■ Required work
Output, please, exactly those lines of the listing that come before the line with "const tags = ['#티스토리'];", along with that line itself.

[BEGIN]

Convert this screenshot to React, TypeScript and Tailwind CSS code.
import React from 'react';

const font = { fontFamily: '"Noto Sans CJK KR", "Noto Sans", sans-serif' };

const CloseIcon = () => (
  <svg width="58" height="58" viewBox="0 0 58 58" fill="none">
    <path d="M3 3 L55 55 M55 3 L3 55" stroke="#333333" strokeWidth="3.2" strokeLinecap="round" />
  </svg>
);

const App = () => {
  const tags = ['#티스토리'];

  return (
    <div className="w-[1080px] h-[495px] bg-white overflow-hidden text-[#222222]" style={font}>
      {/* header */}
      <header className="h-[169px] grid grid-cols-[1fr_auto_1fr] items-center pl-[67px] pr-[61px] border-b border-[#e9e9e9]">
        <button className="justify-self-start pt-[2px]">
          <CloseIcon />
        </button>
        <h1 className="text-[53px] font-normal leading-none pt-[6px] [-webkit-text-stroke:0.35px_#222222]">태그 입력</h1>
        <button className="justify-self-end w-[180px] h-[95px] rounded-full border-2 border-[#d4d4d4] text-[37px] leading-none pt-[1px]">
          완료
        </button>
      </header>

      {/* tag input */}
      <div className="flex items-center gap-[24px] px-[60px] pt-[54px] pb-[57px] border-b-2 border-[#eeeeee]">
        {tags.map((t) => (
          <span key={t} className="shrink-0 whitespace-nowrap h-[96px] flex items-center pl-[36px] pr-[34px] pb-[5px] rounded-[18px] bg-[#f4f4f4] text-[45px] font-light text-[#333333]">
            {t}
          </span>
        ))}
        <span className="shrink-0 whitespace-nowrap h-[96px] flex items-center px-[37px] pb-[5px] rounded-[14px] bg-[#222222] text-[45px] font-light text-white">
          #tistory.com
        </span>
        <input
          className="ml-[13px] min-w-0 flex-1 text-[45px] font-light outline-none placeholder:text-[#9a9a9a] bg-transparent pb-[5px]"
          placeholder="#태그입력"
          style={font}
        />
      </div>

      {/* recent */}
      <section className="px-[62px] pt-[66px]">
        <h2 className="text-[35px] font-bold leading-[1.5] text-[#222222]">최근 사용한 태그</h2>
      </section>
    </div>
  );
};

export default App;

[END]

■ Exercise response
Convert this screenshot to React, TypeScript and Tailwind CSS code.
import React from 'react';

const font = { fontFamily: '"Noto Sans CJK KR", "Noto Sans", sans-serif' };

const CloseIcon = () => (
  <svg width="58" height="58" viewBox="0 0 58 58" fill="none">
    <path d="M3 3 L55 55 M55 3 L3 55" stroke="#333333" strokeWidth="3.2" strokeLinecap="round" />
  </svg>
);

const App = () => {
  const tags = ['#티스토리'];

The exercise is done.